**** Input ****

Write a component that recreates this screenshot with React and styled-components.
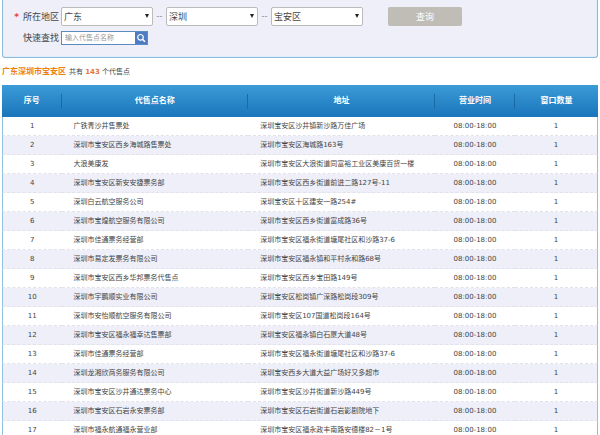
import React from 'react'
import styled, { createGlobalStyle } from 'styled-components';

const GlobalStyle = createGlobalStyle`
    html {
        scrollbar-width: none;
    }
    body {
        margin: 0;
        background-color: #fff;
        color: #444;
        font-family: "DejaVu Sans", "Noto Sans CJK SC", sans-serif;
        font-size: 7px;
        line-height: 10px;
    }
    * {
        box-sizing: border-box;
    }
`;

const Container = styled.div`
    padding: 0 2px;
`;

const SearchPanel = styled.form`
    display: flex;
    flex-direction: column;
    gap: 5px;
    padding: 7px 0 12px;
    background-color: #eeeff9;
    border: 1px solid #8fb9d6;
    border-top: none;
    border-radius: 0 0 3px 3px;
    box-shadow: inset 0 -1px 0 #d8f0fc, inset -1px 0 0 #d8f0fc;
`;

const FieldRow = styled.div`
    display: flex;
    align-items: center;
`;

const Label = styled.label`
    flex: 0 0 58px;
    padding-right: 2px;
    text-align: right;
    font-size: 9px;
    line-height: 14px;
`;

const Required = styled.span`
    margin-right: 4px;
    color: #e8423f;
    font-weight: bold;
`;

const SelectBox = styled.div`
    position: relative;
    flex: 0 1 92px;
    &::after {
        content: "";
        position: absolute;
        top: 7px;
        right: 4px;
        border: 2px solid transparent;
        border-top: 4px solid #222;
        border-bottom: none;
        pointer-events: none;
    }
`;

const Select = styled.select`
    display: block;
    appearance: none;
    width: 100%;
    height: 19px;
    padding: 0 12px 0 2px;
    border: 1px solid #bbb;
    border-radius: 2px;
    background-color: #fff;
    color: #444;
    font-family: inherit;
    font-size: 9px;
`;

const Dash = styled.span`
    flex: 0 0 13px;
    text-align: center;
    color: #888;
    font-size: 8px;
`;

const QueryButton = styled.button`
    flex: 0 1 74px;
    height: 19px;
    margin-left: 25px;
    padding: 0;
    border: none;
    border-radius: 2px;
    background-color: #bfbdb6;
    color: #fff;
    font-family: inherit;
    font-size: 9px;
`;

const SearchBox = styled.div`
    display: flex;
    width: 87px;
    height: 14px;
    border: 1px solid #5a8cc0;
    background-color: #fff;
`;

const SearchInput = styled.input`
    flex: 1;
    min-width: 0;
    padding: 0 3px;
    border: none;
    outline: none;
    background-color: transparent;
    color: #444;
    font-family: inherit;
    font-size: 7px;
    &::placeholder {
        color: #999;
    }
`;

const SearchButton = styled.button`
    display: flex;
    align-items: center;
    justify-content: center;
    flex: 0 0 12px;
    padding: 0;
    border: none;
    background-color: #4c7dc4;
    color: #fff;
`;

const Summary = styled.p`
    margin: 8px 0 7px;
    line-height: 11px;
`;

const Area = styled.strong`
    margin-right: 3px;
    color: #f08010;
    font-size: 8px;
`;

const Count = styled.strong`
    color: #e8733a;
`;

const Table = styled.table`
    width: 100%;
    table-layout: fixed;
    border-collapse: separate;
    border-spacing: 0;
`;

const HeadCell = styled.th`
    width: ${props => props.$width};
    height: 32px;
    padding: 0;
    background-image: linear-gradient(#1c69a8, #1c69a8), linear-gradient(#3b9bd8, #1a75ba);
    background-position: right center, 0 0;
    background-repeat: no-repeat;
    background-size: 1px 15px, 100% 100%;
    color: #fff;
    font-size: 8px;
    &:last-child {
        background-size: 0 0, 100% 100%;
    }
`;

const Row = styled.tr`
    &:nth-child(even) {
        background-color: #eeeff9;
    }
`;

const Cell = styled.td`
    height: 19px;
    padding: ${props => (props.$left ? '0 0 0 12px' : '0')};
    border-bottom: 1px dashed #e2e2ea;
    text-align: ${props => (props.$left ? 'left' : 'center')};
    white-space: nowrap;
    &:first-child {
        border-left: 1px solid #8fc0de;
    }
    &:last-child {
        border-right: 1px solid #8fc0de;
    }
`;

const columns = [
    { title: '序号', width: '10%' },
    { title: '代售点名称', width: '31.3%' },
    { title: '地址', width: '31.3%' },
    { title: '营业时间', width: '13.5%' },
    { title: '窗口数量', width: '13.9%' },
];

const agencies = [
    ['广铁青沙井售票处', '深圳宝安区沙井镇新沙路万佳广场'],
    ['深圳市宝安区西乡海城路售票处', '深圳市宝安区海城路163号'],
    ['大浪美康发', '深圳市宝安区大浪街道同富裕工业区美康百货一楼'],
    ['深圳市宝安区新安安捷票务部', '深圳市宝安区西乡街道前进二路127号-11'],
    ['深圳白云航空服务公司', '深圳宝安区十区建安一路254#'],
    ['深圳市宝煌航空服务有限公司', '深圳市宝安区西乡街道富成路36号'],
    ['深圳市佳通票务经营部', '深圳市宝安区福永街道塘尾社区和沙路37-6'],
    ['深圳市易定发票务有限公司', '深圳市宝安区福永镇和平村永和路68号'],
    ['深圳市宝安区西乡华邦票务代售点', '深圳市宝安区西乡宝田路149号'],
    ['深圳市宇鹏顺实业有限公司', '深圳宝安区松岗镇广深路松岗段309号'],
    ['深圳市安怡顺航空服务有限公司', '深圳市宝安区107国道松岗段164号'],
    ['深圳市宝安区福永福幸达售票部', '深圳宝安区福永镇白石厦大道48号'],
    ['深圳市佳通票务经营部', '深圳市宝安区福永街道塘尾社区和沙路37-6'],
    ['深圳龙湘欣商务服务有限公司', '深圳宝安西乡大道大益广场好又多超市'],
    ['深圳市宝安区沙井通达票务中心', '深圳市宝安区沙井街道新沙路449号'],
    ['深圳市宝安区石岩永安票务部', '深圳市宝安区石岩街道石岩影剧院地下'],
    ['深圳市福永航通福永营业部', '深圳市宝安区福永政丰南路安德楼82－1号'],
];

const AreaSelect = ({ id, label, value }) => (
    <SelectBox>
        <Select id={id} aria-label={label} defaultValue={value}>
            <option>{value}</option>
        </Select>
    </SelectBox>
);

const App = () => {
  return (
    <Container>
        <GlobalStyle />
        <SearchPanel onSubmit={e => e.preventDefault()}>
            <FieldRow>
                <Label htmlFor="province"><Required>*</Required>所在地区</Label>
                <AreaSelect id="province" value="广东" />
                <Dash>--</Dash>
                <AreaSelect id="city" label="城市" value="深圳" />
                <Dash>--</Dash>
                <AreaSelect id="district" label="区县" value="宝安区" />
                <QueryButton type="submit">查询</QueryButton>
            </FieldRow>
            <FieldRow>
                <Label htmlFor="keyword">快速查找</Label>
                <SearchBox>
                    <SearchInput id="keyword" type="text" placeholder="输入代售点名称" />
                    <SearchButton type="button" aria-label="搜索">
                        <svg width="10" height="10" viewBox="0 0 10 10" fill="none" stroke="currentColor">
                            <circle cx="4.5" cy="4.3" r="2.8" strokeWidth="1.2" />
                            <path d="M6.6 6.4 L9 8.8" strokeWidth="1.5" />
                        </svg>
                    </SearchButton>
                </SearchBox>
            </FieldRow>
        </SearchPanel>
        <Summary>
            <Area>广东深圳市宝安区</Area>共有 <Count>143</Count> 个代售点
        </Summary>
        <Table>
            <thead>
                <tr>
                    {columns.map(col => (
                        <HeadCell key={col.title} scope="col" $width={col.width}>{col.title}</HeadCell>
                    ))}
                </tr>
            </thead>
            <tbody>
                {agencies.map(([name, address], index) => (
                    <Row key={index}>
                        <Cell>{index + 1}</Cell>
                        <Cell $left>{name}</Cell>
                        <Cell $left>{address}</Cell>
                        <Cell>08:00-18:00</Cell>
                        <Cell>1</Cell>
                    </Row>
                ))}
            </tbody>
        </Table>
    </Container>
  )
}


export default App;
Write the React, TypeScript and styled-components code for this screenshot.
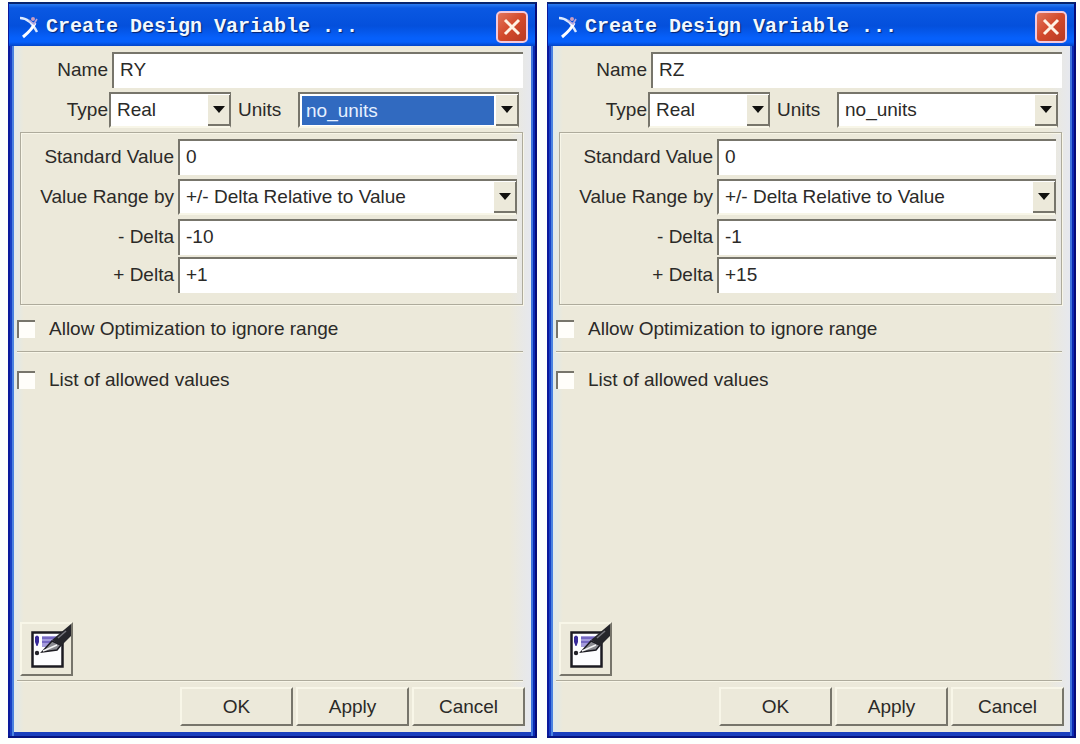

****

From the material above, reproduce everything verbatim except the pictures.

Task answer →
Write a component that recreates this screenshot with React and styled-components.
import React from 'react'
import styled, { createGlobalStyle } from 'styled-components';

const GlobalStyle = createGlobalStyle`
    html {
        scrollbar-width: none;
    }
    body {
        margin: 0;
        background-color: #fff;
        color: #444;
        font-family: "DejaVu Sans", "Noto Sans CJK SC", sans-serif;
        font-size: 7px;
        line-height: 10px;
    }
    * {
        box-sizing: border-box;
    }
`;

const Container = styled.div`
    padding: 0 2px;
`;

const SearchPanel = styled.form`
    display: flex;
    flex-direction: column;
    gap: 5px;
    padding: 7px 0 12px;
    background-color: #eeeff9;
    border: 1px solid #8fb9d6;
    border-top: none;
    border-radius: 0 0 3px 3px;
    box-shadow: inset 0 -1px 0 #d8f0fc, inset -1px 0 0 #d8f0fc;
`;

const FieldRow = styled.div`
    display: flex;
    align-items: center;
`;

const Label = styled.label`
    flex: 0 0 58px;
    padding-right: 2px;
    text-align: right;
    font-size: 9px;
    line-height: 14px;
`;

const Required = styled.span`
    margin-right: 4px;
    color: #e8423f;
    font-weight: bold;
`;

const SelectBox = styled.div`
    position: relative;
    flex: 0 1 92px;
    &::after {
        content: "";
        position: absolute;
        top: 7px;
        right: 4px;
        border: 2px solid transparent;
        border-top: 4px solid #222;
        border-bottom: none;
        pointer-events: none;
    }
`;

const Select = styled.select`
    display: block;
    appearance: none;
    width: 100%;
    height: 19px;
    padding: 0 12px 0 2px;
    border: 1px solid #bbb;
    border-radius: 2px;
    background-color: #fff;
    color: #444;
    font-family: inherit;
    font-size: 9px;
`;

const Dash = styled.span`
    flex: 0 0 13px;
    text-align: center;
    color: #888;
    font-size: 8px;
`;

const QueryButton = styled.button`
    flex: 0 1 74px;
    height: 19px;
    margin-left: 25px;
    padding: 0;
    border: none;
    border-radius: 2px;
    background-color: #bfbdb6;
    color: #fff;
    font-family: inherit;
    font-size: 9px;
`;

const SearchBox = styled.div`
    display: flex;
    width: 87px;
    height: 14px;
    border: 1px solid #5a8cc0;
    background-color: #fff;
`;

const SearchInput = styled.input`
    flex: 1;
    min-width: 0;
    padding: 0 3px;
    border: none;
    outline: none;
    background-color: transparent;
    color: #444;
    font-family: inherit;
    font-size: 7px;
    &::placeholder {
        color: #999;
    }
`;

const SearchButton = styled.button`
    display: flex;
    align-items: center;
    justify-content: center;
    flex: 0 0 12px;
    padding: 0;
    border: none;
    background-color: #4c7dc4;
    color: #fff;
`;

const Summary = styled.p`
    margin: 8px 0 7px;
    line-height: 11px;
`;

const Area = styled.strong`
    margin-right: 3px;
    color: #f08010;
    font-size: 8px;
`;

const Count = styled.strong`
    color: #e8733a;
`;

const Table = styled.table`
    width: 100%;
    table-layout: fixed;
    border-collapse: separate;
    border-spacing: 0;
`;

const HeadCell = styled.th`
    width: ${props => props.$width};
    height: 32px;
    padding: 0;
    background-image: linear-gradient(#1c69a8, #1c69a8), linear-gradient(#3b9bd8, #1a75ba);
    background-position: right center, 0 0;
    background-repeat: no-repeat;
    background-size: 1px 15px, 100% 100%;
    color: #fff;
    font-size: 8px;
    &:last-child {
        background-size: 0 0, 100% 100%;
    }
`;

const Row = styled.tr`
    &:nth-child(even) {
        background-color: #eeeff9;
    }
`;

const Cell = styled.td`
    height: 19px;
    padding: ${props => (props.$left ? '0 0 0 12px' : '0')};
    border-bottom: 1px dashed #e2e2ea;
    text-align: ${props => (props.$left ? 'left' : 'center')};
    white-space: nowrap;
    &:first-child {
        border-left: 1px solid #8fc0de;
    }
    &:last-child {
        border-right: 1px solid #8fc0de;
    }
`;

const columns = [
    { title: '序号', width: '10%' },
    { title: '代售点名称', width: '31.3%' },
    { title: '地址', width: '31.3%' },
    { title: '营业时间', width: '13.5%' },
    { title: '窗口数量', width: '13.9%' },
];

const agencies = [
    ['广铁青沙井售票处', '深圳宝安区沙井镇新沙路万佳广场'],
    ['深圳市宝安区西乡海城路售票处', '深圳市宝安区海城路163号'],
    ['大浪美康发', '深圳市宝安区大浪街道同富裕工业区美康百货一楼'],
    ['深圳市宝安区新安安捷票务部', '深圳市宝安区西乡街道前进二路127号-11'],
    ['深圳白云航空服务公司', '深圳宝安区十区建安一路254#'],
    ['深圳市宝煌航空服务有限公司', '深圳市宝安区西乡街道富成路36号'],
    ['深圳市佳通票务经营部', '深圳市宝安区福永街道塘尾社区和沙路37-6'],
    ['深圳市易定发票务有限公司', '深圳市宝安区福永镇和平村永和路68号'],
    ['深圳市宝安区西乡华邦票务代售点', '深圳市宝安区西乡宝田路149号'],
    ['深圳市宇鹏顺实业有限公司', '深圳宝安区松岗镇广深路松岗段309号'],
    ['深圳市安怡顺航空服务有限公司', '深圳市宝安区107国道松岗段164号'],
    ['深圳市宝安区福永福幸达售票部', '深圳宝安区福永镇白石厦大道48号'],
    ['深圳市佳通票务经营部', '深圳市宝安区福永街道塘尾社区和沙路37-6'],
    ['深圳龙湘欣商务服务有限公司', '深圳宝安西乡大道大益广场好又多超市'],
    ['深圳市宝安区沙井通达票务中心', '深圳市宝安区沙井街道新沙路449号'],
    ['深圳市宝安区石岩永安票务部', '深圳市宝安区石岩街道石岩影剧院地下'],
    ['深圳市福永航通福永营业部', '深圳市宝安区福永政丰南路安德楼82－1号'],
];

const AreaSelect = ({ id, label, value }) => (
    <SelectBox>
        <Select id={id} aria-label={label} defaultValue={value}>
            <option>{value}</option>
        </Select>
    </SelectBox>
);

const App = () => {
  return (
    <Container>
        <GlobalStyle />
        <SearchPanel onSubmit={e => e.preventDefault()}>
            <FieldRow>
                <Label htmlFor="province"><Required>*</Required>所在地区</Label>
                <AreaSelect id="province" value="广东" />
                <Dash>--</Dash>
                <AreaSelect id="city" label="城市" value="深圳" />
                <Dash>--</Dash>
                <AreaSelect id="district" label="区县" value="宝安区" />
                <QueryButton type="submit">查询</QueryButton>
            </FieldRow>
            <FieldRow>
                <Label htmlFor="keyword">快速查找</Label>
                <SearchBox>
                    <SearchInput id="keyword" type="text" placeholder="输入代售点名称" />
                    <SearchButton type="button" aria-label="搜索">
                        <svg width="10" height="10" viewBox="0 0 10 10" fill="none" stroke="currentColor">
                            <circle cx="4.5" cy="4.3" r="2.8" strokeWidth="1.2" />
                            <path d="M6.6 6.4 L9 8.8" strokeWidth="1.5" />
                        </svg>
                    </SearchButton>
                </SearchBox>
            </FieldRow>
        </SearchPanel>
        <Summary>
            <Area>广东深圳市宝安区</Area>共有 <Count>143</Count> 个代售点
        </Summary>
        <Table>
            <thead>
                <tr>
                    {columns.map(col => (
                        <HeadCell key={col.title} scope="col" $width={col.width}>{col.title}</HeadCell>
                    ))}
                </tr>
            </thead>
            <tbody>
                {agencies.map(([name, address], index) => (
                    <Row key={index}>
                        <Cell>{index + 1}</Cell>
                        <Cell $left>{name}</Cell>
                        <Cell $left>{address}</Cell>
                        <Cell>08:00-18:00</Cell>
                        <Cell>1</Cell>
                    </Row>
                ))}
            </tbody>
        </Table>
    </Container>
  )
}


export default App;
Write the React, TypeScript and styled-components code for this screenshot.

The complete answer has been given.